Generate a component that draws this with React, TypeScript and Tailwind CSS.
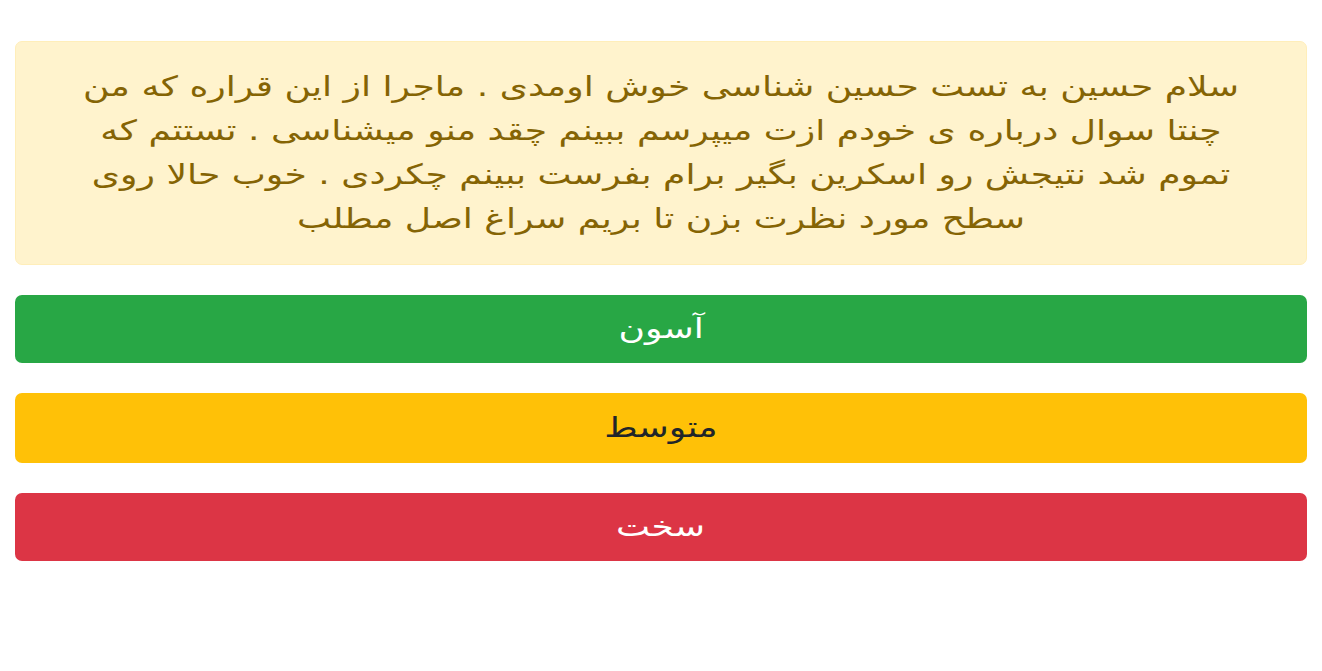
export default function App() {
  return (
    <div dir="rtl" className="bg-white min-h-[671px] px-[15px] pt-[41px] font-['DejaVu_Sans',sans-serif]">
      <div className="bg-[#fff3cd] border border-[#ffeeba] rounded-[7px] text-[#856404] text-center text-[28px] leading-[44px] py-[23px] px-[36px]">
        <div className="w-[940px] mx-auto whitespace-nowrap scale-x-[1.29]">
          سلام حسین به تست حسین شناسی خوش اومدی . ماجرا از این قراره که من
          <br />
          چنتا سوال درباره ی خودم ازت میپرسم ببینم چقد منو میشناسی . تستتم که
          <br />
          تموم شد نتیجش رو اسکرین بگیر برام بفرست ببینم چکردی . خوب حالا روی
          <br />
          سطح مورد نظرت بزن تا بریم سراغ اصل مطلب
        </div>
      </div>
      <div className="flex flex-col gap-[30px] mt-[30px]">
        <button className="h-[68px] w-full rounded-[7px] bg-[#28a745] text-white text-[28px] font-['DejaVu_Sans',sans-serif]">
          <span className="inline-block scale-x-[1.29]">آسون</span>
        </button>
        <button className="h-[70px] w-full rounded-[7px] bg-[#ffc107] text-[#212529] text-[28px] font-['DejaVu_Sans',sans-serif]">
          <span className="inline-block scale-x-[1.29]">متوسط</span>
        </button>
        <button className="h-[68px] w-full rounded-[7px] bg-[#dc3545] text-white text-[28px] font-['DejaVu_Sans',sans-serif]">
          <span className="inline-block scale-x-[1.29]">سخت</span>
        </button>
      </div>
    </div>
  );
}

WRITTEN REQUEST:
Reproduce every line exactly and omit all pictures.

WORKED SOLUTION:
Generate a component that draws this with React, TypeScript and Tailwind CSS.
export default function App() {
  return (
    <div dir="rtl" className="bg-white min-h-[671px] px-[15px] pt-[41px] font-['DejaVu_Sans',sans-serif]">
      <div className="bg-[#fff3cd] border border-[#ffeeba] rounded-[7px] text-[#856404] text-center text-[28px] leading-[44px] py-[23px] px-[36px]">
        <div className="w-[940px] mx-auto whitespace-nowrap scale-x-[1.29]">
          سلام حسین به تست حسین شناسی خوش اومدی . ماجرا از این قراره که من
          <br />
          چنتا سوال درباره ی خودم ازت میپرسم ببینم چقد منو میشناسی . تستتم که
          <br />
          تموم شد نتیجش رو اسکرین بگیر برام بفرست ببینم چکردی . خوب حالا روی
          <br />
          سطح مورد نظرت بزن تا بریم سراغ اصل مطلب
        </div>
      </div>
      <div className="flex flex-col gap-[30px] mt-[30px]">
        <button className="h-[68px] w-full rounded-[7px] bg-[#28a745] text-white text-[28px] font-['DejaVu_Sans',sans-serif]">
          <span className="inline-block scale-x-[1.29]">آسون</span>
        </button>
        <button className="h-[70px] w-full rounded-[7px] bg-[#ffc107] text-[#212529] text-[28px] font-['DejaVu_Sans',sans-serif]">
          <span className="inline-block scale-x-[1.29]">متوسط</span>
        </button>
        <button className="h-[68px] w-full rounded-[7px] bg-[#dc3545] text-white text-[28px] font-['DejaVu_Sans',sans-serif]">
          <span className="inline-block scale-x-[1.29]">سخت</span>
        </button>
      </div>
    </div>
  );
}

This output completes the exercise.